NR declined less severely than RU/RD because it values different attributes: long response time (10-30 min) and sustained duration (hours). Batteries excel at short bursts but deplete quickly. However, as 4-hour batteries became standard, even NR faced saturation. The market distinguished less between spinning and non-spinning reserves when batteries could provide both services simultaneously from a single asset.
The combined impact across all ancillary services is sobering: early battery projects (2020-2022) achieved total ancillary service revenues of $100-150/kW-year. By 2025, this declined to $30-60/kW-year—a 60-70% reduction. Projects increasingly rely on capacity payments (fixed payments for availability) and IRA Section 48E investment tax credits (30-50% of capital cost) to achieve acceptable returns. The era of batteries thriving on energy arbitrage and ancillary services alone has ended; policy support became essential to maintain deployment rates.
California set aggressive targets for renewable energy penetration. By tracking hourly renewable penetration and counting hours above 100%, we can measure progress toward 24/7 clean energy.

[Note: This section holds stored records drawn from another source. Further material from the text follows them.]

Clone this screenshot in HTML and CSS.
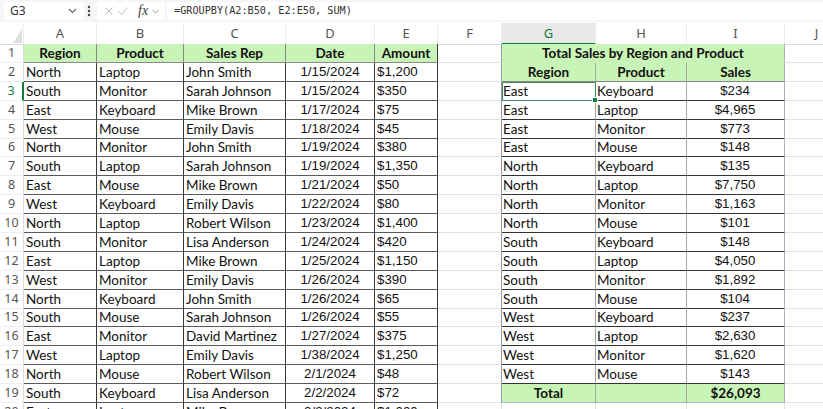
FILE: index.html
```html
<!DOCTYPE html>
<html>
<head>
<meta charset="utf-8">
<link rel="stylesheet" href="styles.css">
</head>
<body>
<div class="fbar">
  <div class="namebox"><span class="ref">G3</span><svg width="9" height="6" viewBox="0 0 9 6"><path d="M1 1l3.5 3.5L8 1" fill="none" stroke="#666" stroke-width="1.1"/></svg></div>
  <svg class="dots" width="4" height="12" viewBox="0 0 4 12"><circle cx="2" cy="2" r="1.2" fill="#444"/><circle cx="2" cy="6" r="1.2" fill="#444"/><circle cx="2" cy="10" r="1.2" fill="#444"/></svg>
  <div class="acts">
    <svg class="ic-x" width="8" height="8" viewBox="0 0 8 8"><path d="M0.5 0.5l7 7M7.5 0.5l-7 7" stroke="#bdbdbd" stroke-width="1"/></svg>
    <svg class="ic-ok" width="10" height="8" viewBox="0 0 10 8"><path d="M0.5 4.5l3 3 6-7" fill="none" stroke="#bdbdbd" stroke-width="1"/></svg>
    <span class="fx">fx</span>
    <svg class="ic-dd" width="7" height="5" viewBox="0 0 7 5"><path d="M0.5 1l3 3 3-3" fill="none" stroke="#999" stroke-width="1"/></svg>
  </div>
  <div class="formula">=GROUPBY(A2:B50, E2:E50, SUM)</div>
</div>

<div class="sheet">
  <div class="row colh">
    <div class="ch corner"><span class="tri"></span></div>
    <div class="ch">A</div><div class="ch">B</div><div class="ch">C</div><div class="ch">D</div><div class="ch">E</div><div class="ch">F</div><div class="ch sel">G</div><div class="ch">H</div><div class="ch">I</div><div class="ch">J</div>
  </div>

  <div class="row">
    <div class="rn">1</div>
    <div class="c t hd">Region</div><div class="c t hd">Product</div><div class="c t hd">Sales Rep</div><div class="c t hd">Date</div><div class="c t hd">Amount</div>
    <div class="c fe"></div>
    <div class="c hd title">Total Sales by Region and Product</div>
    <div class="c"></div>
  </div>

  <div class="row">
    <div class="rn">2</div>
    <div class="c t">North</div><div class="c t">Laptop</div><div class="c t">John Smith</div><div class="c t num ctr">1/15/2024</div><div class="c t num">$1,200</div>
    <div class="c fe"></div>
    <div class="c hd gh">Region</div><div class="c hd gh">Product</div><div class="c hd gh gi">Sales</div>
    <div class="c"></div>
  </div>

  <div class="row">
    <div class="rn sel">3</div>
    <div class="c t">South</div><div class="c t">Monitor</div><div class="c t">Sarah Johnson</div><div class="c t num ctr">1/15/2024</div><div class="c t num">$350</div>
    <div class="c fe"></div>
    <div class="c g cur">East</div><div class="c g">Keyboard</div><div class="c g num ctr gi">$234</div>
    <div class="c"></div>
  </div>

  <div class="row">
    <div class="rn">4</div>
    <div class="c t">East</div><div class="c t">Keyboard</div><div class="c t">Mike Brown</div><div class="c t num ctr">1/17/2024</div><div class="c t num">$75</div>
    <div class="c fe"></div>
    <div class="c g">East</div><div class="c g">Laptop</div><div class="c g num ctr gi">$4,965</div>
    <div class="c"></div>
  </div>

  <div class="row">
    <div class="rn">5</div>
    <div class="c t">West</div><div class="c t">Mouse</div><div class="c t">Emily Davis</div><div class="c t num ctr">1/18/2024</div><div class="c t num">$45</div>
    <div class="c fe"></div>
    <div class="c g">East</div><div class="c g">Monitor</div><div class="c g num ctr gi">$773</div>
    <div class="c"></div>
  </div>

  <div class="row">
    <div class="rn">6</div>
    <div class="c t">North</div><div class="c t">Monitor</div><div class="c t">John Smith</div><div class="c t num ctr">1/19/2024</div><div class="c t num">$380</div>
    <div class="c fe"></div>
    <div class="c g">East</div><div class="c g">Mouse</div><div class="c g num ctr gi">$148</div>
    <div class="c"></div>
  </div>

  <div class="row">
    <div class="rn">7</div>
    <div class="c t">South</div><div class="c t">Laptop</div><div class="c t">Sarah Johnson</div><div class="c t num ctr">1/19/2024</div><div class="c t num">$1,350</div>
    <div class="c fe"></div>
    <div class="c g">North</div><div class="c g">Keyboard</div><div class="c g num ctr gi">$135</div>
    <div class="c"></div>
  </div>

  <div class="row">
    <div class="rn">8</div>
    <div class="c t">East</div><div class="c t">Mouse</div><div class="c t">Mike Brown</div><div class="c t num ctr">1/21/2024</div><div class="c t num">$50</div>
    <div class="c fe"></div>
    <div class="c g">North</div><div class="c g">Laptop</div><div class="c g num ctr gi">$7,750</div>
    <div class="c"></div>
  </div>

  <div class="row">
    <div class="rn">9</div>
    <div class="c t">West</div><div class="c t">Keyboard</div><div class="c t">Emily Davis</div><div class="c t num ctr">1/22/2024</div><div class="c t num">$80</div>
    <div class="c fe"></div>
    <div class="c g">North</div><div class="c g">Monitor</div><div class="c g num ctr gi">$1,163</div>
    <div class="c"></div>
  </div>

  <div class="row">
    <div class="rn">10</div>
    <div class="c t">North</div><div class="c t">Laptop</div><div class="c t">Robert Wilson</div><div class="c t num ctr">1/23/2024</div><div class="c t num">$1,400</div>
    <div class="c fe"></div>
    <div class="c g">North</div><div class="c g">Mouse</div><div class="c g num ctr gi">$101</div>
    <div class="c"></div>
  </div>

  <div class="row">
    <div class="rn">11</div>
    <div class="c t">South</div><div class="c t">Monitor</div><div class="c t">Lisa Anderson</div><div class="c t num ctr">1/24/2024</div><div class="c t num">$420</div>
    <div class="c fe"></div>
    <div class="c g">South</div><div class="c g">Keyboard</div><div class="c g num ctr gi">$148</div>
    <div class="c"></div>
  </div>

  <div class="row">
    <div class="rn">12</div>
    <div class="c t">East</div><div class="c t">Laptop</div><div class="c t">Mike Brown</div><div class="c t num ctr">1/25/2024</div><div class="c t num">$1,150</div>
    <div class="c fe"></div>
    <div class="c g">South</div><div class="c g">Laptop</div><div class="c g num ctr gi">$4,050</div>
    <div class="c"></div>
  </div>

  <div class="row">
    <div class="rn">13</div>
    <div class="c t">West</div><div class="c t">Monitor</div><div class="c t">Emily Davis</div><div class="c t num ctr">1/26/2024</div><div class="c t num">$390</div>
    <div class="c fe"></div>
    <div class="c g">South</div><div class="c g">Monitor</div><div class="c g num ctr gi">$1,892</div>
    <div class="c"></div>
  </div>

  <div class="row">
    <div class="rn">14</div>
    <div class="c t">North</div><div class="c t">Keyboard</div><div class="c t">John Smith</div><div class="c t num ctr">1/26/2024</div><div class="c t num">$65</div>
    <div class="c fe"></div>
    <div class="c g">South</div><div class="c g">Mouse</div><div class="c g num ctr gi">$104</div>
    <div class="c"></div>
  </div>

  <div class="row">
    <div class="rn">15</div>
    <div class="c t">South</div><div class="c t">Mouse</div><div class="c t">Sarah Johnson</div><div class="c t num ctr">1/26/2024</div><div class="c t num">$55</div>
    <div class="c fe"></div>
    <div class="c g">West</div><div class="c g">Keyboard</div><div class="c g num ctr gi">$237</div>
    <div class="c"></div>
  </div>

  <div class="row">
    <div class="rn">16</div>
    <div class="c t">East</div><div class="c t">Monitor</div><div class="c t">David Martinez</div><div class="c t num ctr">1/27/2024</div><div class="c t num">$375</div>
    <div class="c fe"></div>
    <div class="c g">West</div><div class="c g">Laptop</div><div class="c g num ctr gi">$2,630</div>
    <div class="c"></div>
  </div>

  <div class="row">
    <div class="rn">17</div>
    <div class="c t">West</div><div class="c t">Laptop</div><div class="c t">Emily Davis</div><div class="c t num ctr">1/38/2024</div><div class="c t num">$1,250</div>
    <div class="c fe"></div>
    <div class="c g">West</div><div class="c g">Monitor</div><div class="c g num ctr gi">$1,620</div>
    <div class="c"></div>
  </div>

  <div class="row">
    <div class="rn">18</div>
    <div class="c t">North</div><div class="c t">Mouse</div><div class="c t">Robert Wilson</div><div class="c t num ctr">2/1/2024</div><div class="c t num">$48</div>
    <div class="c fe"></div>
    <div class="c g">West</div><div class="c g">Mouse</div><div class="c g num ctr gi">$143</div>
    <div class="c"></div>
  </div>

  <div class="row">
    <div class="rn">19</div>
    <div class="c t">South</div><div class="c t">Keyboard</div><div class="c t">Lisa Anderson</div><div class="c t num ctr">2/2/2024</div><div class="c t num">$72</div>
    <div class="c fe"></div>
    <div class="c hd gt">Total</div><div class="c hd gt"></div><div class="c hd gt gi">$26,093</div>
    <div class="c"></div>
  </div>

  <div class="row">
    <div class="rn">20</div>
    <div class="c t">East</div><div class="c t">Laptop</div><div class="c t">Mike Brown</div><div class="c t num ctr">2/3/2024</div><div class="c t num">$1,000</div>
    <div class="c"></div>
    <div class="c"></div><div class="c"></div><div class="c"></div>
    <div class="c"></div>
  </div>
</div>
</body>
</html>
```

FILE: styles.css
```css
html, body {
  margin: 0;
  padding: 0;
}
body {
  width: 823px;
  height: 409px;
  overflow: hidden;
  background: #ffffff;
  font-family: Lato, "Noto Sans", sans-serif;
}

/* formula bar */
.fbar {
  display: flex;
  align-items: center;
  height: 22px;
  background: #f6f6f6;
  margin-bottom: 1px;
}
.namebox {
  box-sizing: border-box;
  margin-left: 4px;
  width: 80px;
  height: 18px;
  background: #ffffff;
  border-radius: 3px;
  display: flex;
  align-items: center;
  justify-content: space-between;
  padding: 0 7px 0 6px;
}
.ref {
  font: 12px/18px "Noto Sans", sans-serif;
  color: #333;
}
.dots {
  margin: 0 6px 0 3px;
}
.acts {
  box-sizing: border-box;
  width: 68px;
  height: 18px;
  background: #ffffff;
  border-radius: 3px;
  display: flex;
  align-items: center;
  padding-left: 8px;
}
.ic-ok { margin-left: 5px; }
.fx {
  margin-left: 10px;
  font: italic 14px/18px "Liberation Serif", serif;
  color: #444;
}
.ic-dd { margin-left: 4px; }
.formula {
  box-sizing: border-box;
  flex: 1;
  height: 18px;
  margin-left: 2px;
  background: #ffffff;
  border-radius: 3px 0 0 3px;
  padding-left: 7px;
  font: 10.2px/18px "DejaVu Sans Mono", monospace;
  color: #333;
}

/* grid */
.row {
  display: grid;
  grid-template-columns: 24px 73px 87px 102px 89px 63px 64px 94px 91px 98px 64px;
  height: 18.9px;
}
.row.colh {
  height: 21px;
}
.ch {
  box-sizing: border-box;
  border-right: 1px solid #ececec;
  border-bottom: 1px solid #dcdcdc;
  font: 13px/20px "Noto Sans", sans-serif;
  color: #555;
  text-align: center;
}
.ch.sel {
  background: #e9e9e9;
  color: #107c41;
  border-bottom: 2px solid #107c41;
}
.corner {
  display: flex;
  justify-content: flex-end;
  align-items: flex-end;
  padding: 0 1px 1px 0;
}
.tri {
  width: 0;
  height: 0;
  border-left: 9px solid transparent;
  border-bottom: 14px solid #dedede;
}
.rn {
  box-sizing: border-box;
  border-right: 1px solid #dadada;
  border-bottom: 1px solid #eeeeee;
  font: 12.5px/18px "Noto Sans", sans-serif;
  color: #555;
  text-align: center;
}
.rn.sel {
  color: #107c41;
  border-right: 2px solid #107c41;
}
.c {
  box-sizing: border-box;
  border-right: 1px solid #e3e3e3;
  border-bottom: 1px solid #e3e3e3;
  padding: 0 2px 0 2px;
  font-size: 13.5px;
  line-height: 18px;
  color: #111;
  white-space: nowrap;
  overflow: hidden;
}
.t {
  border-right-color: #3a3a3a;
  border-bottom-color: #5a5a5a;
}
.hd {
  background: #c9f4b7;
  font-weight: 700;
  text-align: center;
}
.t.hd {
  border-right-color: #8a8a8a;
  border-bottom-color: #8a8a8a;
}
.t.hd:nth-child(6) {
  border-right-color: #3a3a3a;
}
.num {
  font-family: "Liberation Sans", Arial, sans-serif;
  font-size: 13.3px;
}
.ctr {
  text-align: center;
}
.fe {
  border-right-color: #8e9aa8;
}
.title {
  grid-column: span 3;
  border-right-color: #a9b4c2;
  border-bottom-color: #c9f4b7;
}
.gh {
  border-right-color: #a6a6a6;
  border-bottom-color: #8a8a8a;
}
.g {
  padding-left: 1px;
  border-right-color: #a6a6a6;
  border-bottom-color: #333333;
}
.gt {
  border-right-color: #a6a6a6;
  border-bottom-color: #a9b4c2;
}
.gi {
  border-right-color: #a9b4c2;
}
.cur {
  position: relative;
  overflow: visible;
  z-index: 1;
  outline: 1px solid #3f8a5c;
  outline-offset: -1px;
}
.cur::after {
  content: "";
  position: absolute;
  right: -3px;
  bottom: -3px;
  width: 4px;
  height: 4px;
  background: #107c41;
  border: 1px solid #ffffff;
}
```
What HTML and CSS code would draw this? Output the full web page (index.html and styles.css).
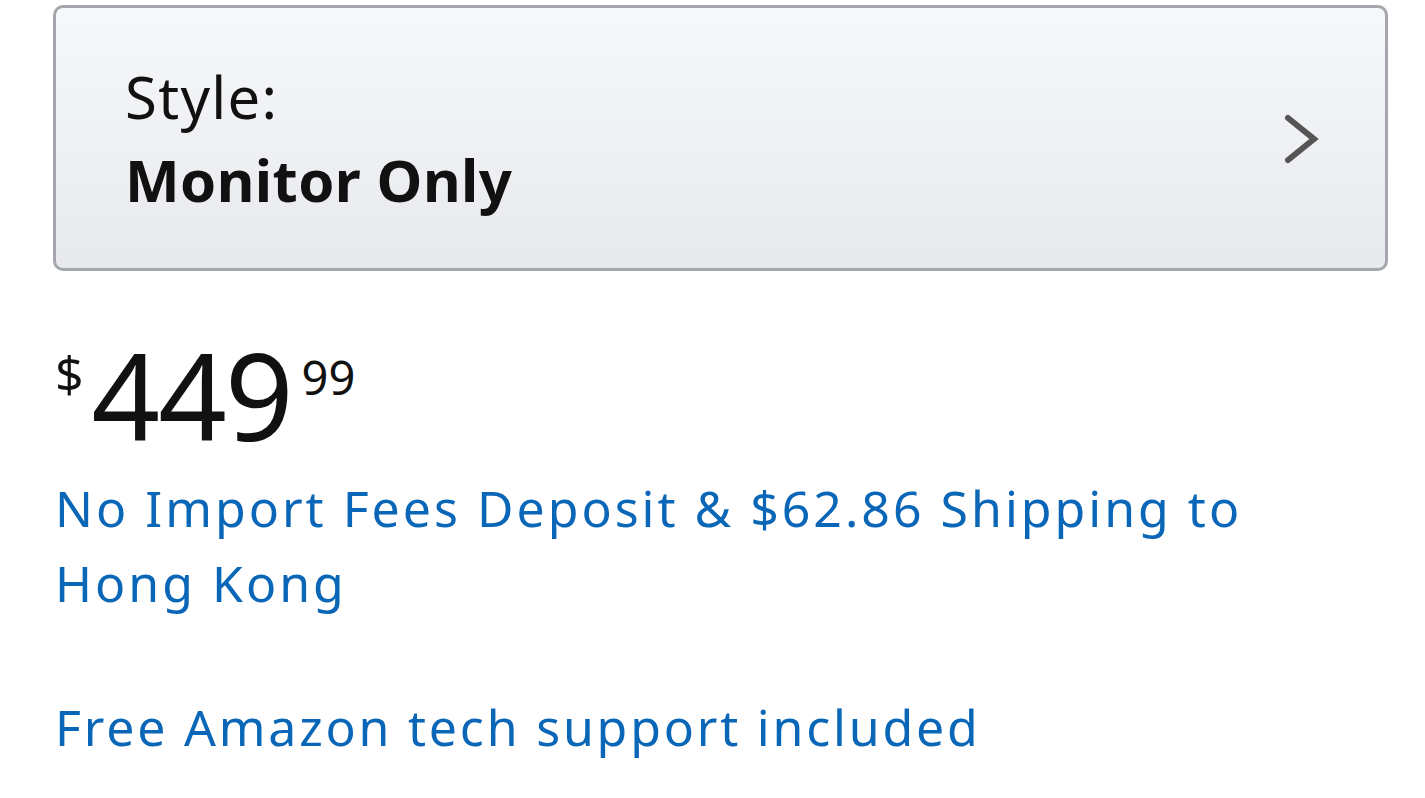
FILE: index.html
```html
<!DOCTYPE html>
<html lang="en">
<head>
<meta charset="utf-8">
<title>Product</title>
<link rel="stylesheet" href="styles.css">
</head>
<body>
<div class="page">
  <div class="style-box">
    <div class="style-text">
      <div class="style-label">Style:</div>
      <div class="style-value">Monitor Only</div>
    </div>
    <svg class="chevron" width="36" height="52" viewBox="0 0 36 52">
      <polyline points="5,5 31,26 5,47" fill="none" stroke="#555" stroke-width="6" stroke-linecap="round" stroke-linejoin="miter"/>
    </svg>
  </div>
  <div class="price">
    <span class="cur">$</span><span class="whole">449</span><span class="frac">99</span>
  </div>
  <div class="link ship">No Import Fees Deposit &amp; $62.86 Shipping to Hong Kong</div>
  <div class="link support">Free Amazon tech support included</div>
</div>
</body>
</html>
```
FILE: styles.css
```css
html, body {
  margin: 0;
  padding: 0;
  background: #fff;
}
.page {
  padding: 5px 37px 0 53px;
  font-family: "Noto Sans", "Open Sans", sans-serif;
  color: #111;
}
.style-box {
  height: 260px;
  border: 3px solid #a4a7ab;
  border-radius: 10px;
  background: linear-gradient(#f7f8fa, #e8e9ed);
  display: flex;
  align-items: center;
  justify-content: space-between;
  padding: 0 66px 0 69px;
}
.style-text {
  display: flex;
  flex-direction: column;
}
.style-label {
  font-size: 58px;
  line-height: 83px;
  letter-spacing: 1.3px;
}
.style-value {
  font-size: 58px;
  line-height: 83px;
  font-weight: 700;
  letter-spacing: 0.4px;
}
.chevron {
  display: block;
  margin-top: 1px;
}
.price {
  display: flex;
  align-items: flex-start;
  margin-top: 80px;
  margin-left: 2px;
  height: 120px;
}
.cur {
  font-size: 50px;
  line-height: 60px;
  margin-right: 8px;
  margin-top: -8px;
}
.whole {
  font-size: 120px;
  line-height: 120px;
  margin-top: -16px;
  letter-spacing: -2px;
}
.frac {
  font-size: 47px;
  line-height: 60px;
  margin-left: 10px;
  margin-top: -4px;
}
.link {
  color: #0a66b7;
  font-size: 50px;
  line-height: 75px;
  letter-spacing: 3px;
}
.ship {
  margin-top: 0;
  margin-left: 2px;
}
.support {
  margin-top: 69px;
  margin-left: 2px;
  letter-spacing: 2.8px;
}
```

This dual-panel visualization tracks California's journey toward continuous clean energy. The data source is CAISO's 5-minute fuel-source data spanning 2020-2025. Clean energy includes renewables (solar, wind, geothermal, biomass, biogas, small hydro), nuclear, large hydro, and battery discharge—essentially all non-fossil generation. Gross demand represents total California consumption (all generation minus battery charging). Clean energy penetration is calculated as clean energy MWh divided by gross demand MWh, multiplied by 100 to get percentage.
Panel 1 shows hourly penetration as a scatter plot with 48,000+ data points (one per hour over six years). Each dot is colored by hour of day using an HSV colormap: red indicates midnight, cyan is 6am, yellow is noon, orange is 6pm. This color scheme reveals the diurnal pattern instantly—yellow/green dots (midday) regularly exceed 100% due to solar abundance, while blue/purple dots (night) cluster at 20-40%, limited to wind, hydro, nuclear, and battery discharge. Orange/red dots (evening) show the challenging transition period at 30-60% as solar declines but demand remains high.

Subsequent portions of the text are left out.